START Records for this exercise
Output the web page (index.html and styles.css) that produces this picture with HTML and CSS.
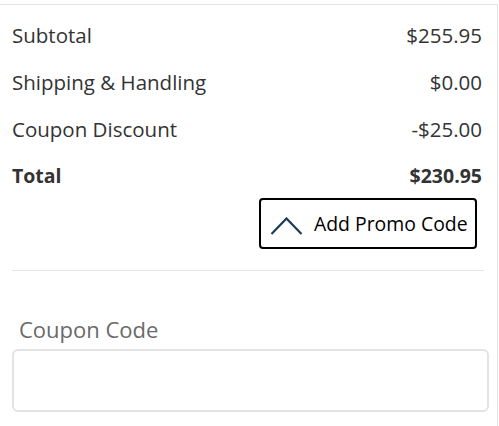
FILE: index.html
```html
<!DOCTYPE html>
<html>
<head>
<meta charset="utf-8">
<link rel="stylesheet" href="styles.css">
</head>
<body>
<div class="panel">
  <div class="summary">
    <div class="row"><span>Subtotal</span><span>$255.95</span></div>
    <div class="row"><span>Shipping &amp; Handling</span><span>$0.00</span></div>
    <div class="row"><span>Coupon Discount</span><span>-$25.00</span></div>
    <div class="row total"><span>Total</span><span>$230.95</span></div>
    <div class="promo-wrap">
      <button class="promo">
        <svg class="chev" width="33" height="18" viewBox="0 0 33 18"><polyline points="1.5,17 16.5,1.5 31.5,17" fill="none" stroke="#1d3b58" stroke-width="2.2"/></svg>
        <span>Add Promo Code</span>
      </button>
    </div>
  </div>
  <div class="sep"></div>
  <div class="coupon">
    <label class="coupon-label">Coupon Code</label>
    <div class="coupon-input"></div>
  </div>
</div>
</body>
</html>
```

FILE: styles.css
```css
html, body {
  margin: 0;
  padding: 0;
  background: #fff;
}
.panel {
  margin-top: 4px;
  width: 497px;
  height: 430px;
  border-top: 1px solid #e4e4e4;
  border-right: 1px solid #e4e4e4;
  font-family: "Open Sans", "Noto Sans", sans-serif;
  color: #333;
}
.summary {
  padding: 6px 15px 0 12px;
}
.row {
  display: flex;
  justify-content: space-between;
  font-size: 20.5px;
  line-height: 30px;
  padding: 8.5px 0;
}
.row.total {
  font-weight: 700;
  font-size: 19.5px;
}
.promo-wrap {
  display: flex;
  justify-content: flex-end;
  padding-right: 5px;
}
.promo {
  display: flex;
  align-items: center;
  gap: 11px;
  height: 51px;
  width: 218px;
  box-sizing: border-box;
  margin-top: -1px;
  border: 2px solid #000;
  border-radius: 4px;
  background: #fff;
  padding: 0 0 0 9px;
  font-family: "Open Sans", "Noto Sans", sans-serif;
  font-size: 19.4px;
  color: #000;
}
.chev {
  display: block;
  margin-top: 4px;
}
.sep {
  margin: 21px 13px 0 12px;
  height: 1px;
  background: #e6e6e6;
}
.coupon {
  padding: 43px 8px 0 12px;
}
.coupon-label {
  display: block;
  padding-left: 7px;
  font-size: 22px;
  line-height: 30px;
  color: #6a6a6a;
}
.coupon-input {
  margin-top: 5px;
  height: 63px;
  box-sizing: border-box;
  border: 2px solid #e3e3e3;
  border-radius: 6px;
}
```
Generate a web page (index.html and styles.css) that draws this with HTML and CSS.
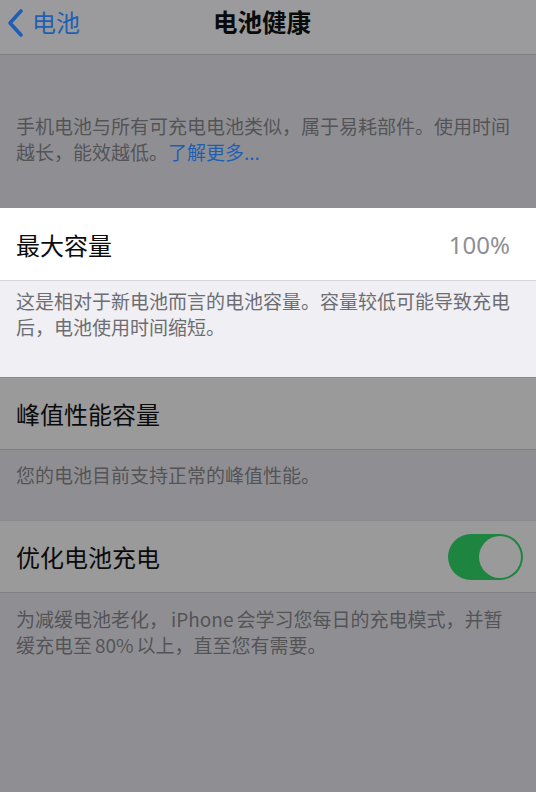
FILE: index.html
```html
<!DOCTYPE html>
<html lang="zh-CN">
<head>
<meta charset="utf-8">
<title>电池健康</title>
<link rel="stylesheet" href="styles.css">
</head>
<body>
<div class="page">
  <header class="nav">
    <div class="back">
      <svg class="chev" width="20" height="30" viewBox="0 0 20 30"><path d="M15 3 L4 15 L15 27" fill="none" stroke="#1f5fb3" stroke-width="3.6" stroke-linecap="round" stroke-linejoin="round"/></svg>
      <span class="back-text">电池</span>
    </div>
    <div class="title">电池健康</div>
  </header>

  <div class="intro dim-bg">
    <p class="foot dim-text">手机电池与所有可充电电池类似，属于易耗部件。使用时间越长，能效越低。<span class="link">了解更多...</span></p>
  </div>

  <div class="cell lit-cell">
    <span class="label">最大容量</span>
    <span class="value">100%</span>
  </div>
  <div class="footer lit-foot">
    <p class="foot">这是相对于新电池而言的电池容量。容量较低可能导致充电后，电池使用时间缩短。</p>
  </div>

  <div class="cell dim-cell">
    <span class="label">峰值性能容量</span>
  </div>
  <div class="footer footer-short dim-bg">
    <p class="foot dim-text">您的电池目前支持正常的峰值性能。</p>
  </div>

  <div class="cell dim-cell">
    <span class="label">优化电池充电</span>
    <span class="switch"><span class="knob"></span></span>
  </div>
  <div class="footer footer-last dim-bg">
    <p class="foot dim-text">为减缓电池老化，<span class="lat">iPhone</span>会学习您每日的充电模式，并暂缓充电至<span class="lat">80%</span>以上，直至您有需要。</p>
  </div>
</div>
</body>
</html>
```

FILE: styles.css
```css
html, body {
  margin: 0;
  padding: 0;
}
body {
  width: 536px;
  height: 792px;
  overflow: hidden;
  background: #8f8f93;
  font-family: "Noto Sans CJK SC", "Noto Sans", sans-serif;
}
.page {
  display: flex;
  flex-direction: column;
  min-height: 792px;
  background: #8f8f93;
}
.nav {
  height: 55px;
  box-sizing: border-box;
  border-bottom: 1px solid #7c7c7f;
  background: #9b9b9d;
  display: grid;
  grid-template-columns: 1fr auto 1fr;
  align-items: start;
}
.back {
  grid-column: 1;
  grid-row: 1;
  display: flex;
  align-items: center;
  padding-left: 6px;
  height: 44px;
}
.chev {
  display: block;
  margin-top: 1px;
}
.back-text {
  color: #1f5fb3;
  font-size: 24px;
  line-height: 44px;
  margin-left: 6px;
}
.title {
  grid-column: 2;
  grid-row: 1;
  font-size: 24.5px;
  font-weight: 600;
  color: #0b0b0b;
  line-height: 44px;
  margin-right: 12px;
}
.dim-bg {
  background: #8f8f93;
}
.intro {
  height: 153px;
  box-sizing: border-box;
  padding: 58px 16px 0;
}
.foot {
  margin: 0;
  font-size: 19px;
  line-height: 26px;
  color: #6d6d72;
}
.dim-text {
  color: #545457;
}
.link {
  color: #1f5fb3;
}
.lat {
  margin: 0 3px;
}
.cell {
  height: 73px;
  box-sizing: border-box;
  display: flex;
  align-items: center;
  justify-content: space-between;
  padding: 0 14px 0 16px;
  border-bottom: 1px solid #7f7f82;
}
.label {
  font-size: 24px;
  color: #0b0b0b;
}
.lit-cell {
  background: #ffffff;
  border-bottom-color: #d6d6da;
  padding-right: 26px;
}
.value {
  font-family: "Noto Sans", sans-serif;
  font-size: 24px;
  color: #8e8e93;
}
.dim-cell {
  background: #9a9a9a;
  border-top: 1px solid #8a8a8c;
}
.footer {
  height: 96px;
  box-sizing: border-box;
  padding: 7px 16px 0;
}
.lit-foot {
  background: #efeff4;
}
.footer-short {
  height: 70px;
  padding-top: 12px;
}
.footer-last {
  flex: 1;
  height: auto;
  padding-top: 13px;
}
.switch {
  width: 75px;
  height: 46px;
  box-sizing: border-box;
  border-radius: 23px;
  background: #1e8540;
  display: flex;
  align-items: center;
  justify-content: flex-end;
  padding: 2px;
  margin-right: -1px;
}
.knob {
  width: 42px;
  height: 42px;
  border-radius: 50%;
  background: #9a9a9a;
}
```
END Records for this exercise
The exercise: Each record must be quoted in full and exactly. Do not include the pictures.

Full response:
Output the web page (index.html and styles.css) that produces this picture with HTML and CSS.
FILE: index.html
```html
<!DOCTYPE html>
<html>
<head>
<meta charset="utf-8">
<link rel="stylesheet" href="styles.css">
</head>
<body>
<div class="panel">
  <div class="summary">
    <div class="row"><span>Subtotal</span><span>$255.95</span></div>
    <div class="row"><span>Shipping &amp; Handling</span><span>$0.00</span></div>
    <div class="row"><span>Coupon Discount</span><span>-$25.00</span></div>
    <div class="row total"><span>Total</span><span>$230.95</span></div>
    <div class="promo-wrap">
      <button class="promo">
        <svg class="chev" width="33" height="18" viewBox="0 0 33 18"><polyline points="1.5,17 16.5,1.5 31.5,17" fill="none" stroke="#1d3b58" stroke-width="2.2"/></svg>
        <span>Add Promo Code</span>
      </button>
    </div>
  </div>
  <div class="sep"></div>
  <div class="coupon">
    <label class="coupon-label">Coupon Code</label>
    <div class="coupon-input"></div>
  </div>
</div>
</body>
</html>
```

FILE: styles.css
```css
html, body {
  margin: 0;
  padding: 0;
  background: #fff;
}
.panel {
  margin-top: 4px;
  width: 497px;
  height: 430px;
  border-top: 1px solid #e4e4e4;
  border-right: 1px solid #e4e4e4;
  font-family: "Open Sans", "Noto Sans", sans-serif;
  color: #333;
}
.summary {
  padding: 6px 15px 0 12px;
}
.row {
  display: flex;
  justify-content: space-between;
  font-size: 20.5px;
  line-height: 30px;
  padding: 8.5px 0;
}
.row.total {
  font-weight: 700;
  font-size: 19.5px;
}
.promo-wrap {
  display: flex;
  justify-content: flex-end;
  padding-right: 5px;
}
.promo {
  display: flex;
  align-items: center;
  gap: 11px;
  height: 51px;
  width: 218px;
  box-sizing: border-box;
  margin-top: -1px;
  border: 2px solid #000;
  border-radius: 4px;
  background: #fff;
  padding: 0 0 0 9px;
  font-family: "Open Sans", "Noto Sans", sans-serif;
  font-size: 19.4px;
  color: #000;
}
.chev {
  display: block;
  margin-top: 4px;
}
.sep {
  margin: 21px 13px 0 12px;
  height: 1px;
  background: #e6e6e6;
}
.coupon {
  padding: 43px 8px 0 12px;
}
.coupon-label {
  display: block;
  padding-left: 7px;
  font-size: 22px;
  line-height: 30px;
  color: #6a6a6a;
}
.coupon-input {
  margin-top: 5px;
  height: 63px;
  box-sizing: border-box;
  border: 2px solid #e3e3e3;
  border-radius: 6px;
}
```
Generate a web page (index.html and styles.css) that draws this with HTML and CSS.
FILE: index.html
```html
<!DOCTYPE html>
<html lang="zh-CN">
<head>
<meta charset="utf-8">
<title>电池健康</title>
<link rel="stylesheet" href="styles.css">
</head>
<body>
<div class="page">
  <header class="nav">
    <div class="back">
      <svg class="chev" width="20" height="30" viewBox="0 0 20 30"><path d="M15 3 L4 15 L15 27" fill="none" stroke="#1f5fb3" stroke-width="3.6" stroke-linecap="round" stroke-linejoin="round"/></svg>
      <span class="back-text">电池</span>
    </div>
    <div class="title">电池健康</div>
  </header>

  <div class="intro dim-bg">
    <p class="foot dim-text">手机电池与所有可充电电池类似，属于易耗部件。使用时间越长，能效越低。<span class="link">了解更多...</span></p>
  </div>

  <div class="cell lit-cell">
    <span class="label">最大容量</span>
    <span class="value">100%</span>
  </div>
  <div class="footer lit-foot">
    <p class="foot">这是相对于新电池而言的电池容量。容量较低可能导致充电后，电池使用时间缩短。</p>
  </div>

  <div class="cell dim-cell">
    <span class="label">峰值性能容量</span>
  </div>
  <div class="footer footer-short dim-bg">
    <p class="foot dim-text">您的电池目前支持正常的峰值性能。</p>
  </div>

  <div class="cell dim-cell">
    <span class="label">优化电池充电</span>
    <span class="switch"><span class="knob"></span></span>
  </div>
  <div class="footer footer-last dim-bg">
    <p class="foot dim-text">为减缓电池老化，<span class="lat">iPhone</span>会学习您每日的充电模式，并暂缓充电至<span class="lat">80%</span>以上，直至您有需要。</p>
  </div>
</div>
</body>
</html>
```

FILE: styles.css
```css
html, body {
  margin: 0;
  padding: 0;
}
body {
  width: 536px;
  height: 792px;
  overflow: hidden;
  background: #8f8f93;
  font-family: "Noto Sans CJK SC", "Noto Sans", sans-serif;
}
.page {
  display: flex;
  flex-direction: column;
  min-height: 792px;
  background: #8f8f93;
}
.nav {
  height: 55px;
  box-sizing: border-box;
  border-bottom: 1px solid #7c7c7f;
  background: #9b9b9d;
  display: grid;
  grid-template-columns: 1fr auto 1fr;
  align-items: start;
}
.back {
  grid-column: 1;
  grid-row: 1;
  display: flex;
  align-items: center;
  padding-left: 6px;
  height: 44px;
}
.chev {
  display: block;
  margin-top: 1px;
}
.back-text {
  color: #1f5fb3;
  font-size: 24px;
  line-height: 44px;
  margin-left: 6px;
}
.title {
  grid-column: 2;
  grid-row: 1;
  font-size: 24.5px;
  font-weight: 600;
  color: #0b0b0b;
  line-height: 44px;
  margin-right: 12px;
}
.dim-bg {
  background: #8f8f93;
}
.intro {
  height: 153px;
  box-sizing: border-box;
  padding: 58px 16px 0;
}
.foot {
  margin: 0;
  font-size: 19px;
  line-height: 26px;
  color: #6d6d72;
}
.dim-text {
  color: #545457;
}
.link {
  color: #1f5fb3;
}
.lat {
  margin: 0 3px;
}
.cell {
  height: 73px;
  box-sizing: border-box;
  display: flex;
  align-items: center;
  justify-content: space-between;
  padding: 0 14px 0 16px;
  border-bottom: 1px solid #7f7f82;
}
.label {
  font-size: 24px;
  color: #0b0b0b;
}
.lit-cell {
  background: #ffffff;
  border-bottom-color: #d6d6da;
  padding-right: 26px;
}
.value {
  font-family: "Noto Sans", sans-serif;
  font-size: 24px;
  color: #8e8e93;
}
.dim-cell {
  background: #9a9a9a;
  border-top: 1px solid #8a8a8c;
}
.footer {
  height: 96px;
  box-sizing: border-box;
  padding: 7px 16px 0;
}
.lit-foot {
  background: #efeff4;
}
.footer-short {
  height: 70px;
  padding-top: 12px;
}
.footer-last {
  flex: 1;
  height: auto;
  padding-top: 13px;
}
.switch {
  width: 75px;
  height: 46px;
  box-sizing: border-box;
  border-radius: 23px;
  background: #1e8540;
  display: flex;
  align-items: center;
  justify-content: flex-end;
  padding: 2px;
  margin-right: -1px;
}
.knob {
  width: 42px;
  height: 42px;
  border-radius: 50%;
  background: #9a9a9a;
}
```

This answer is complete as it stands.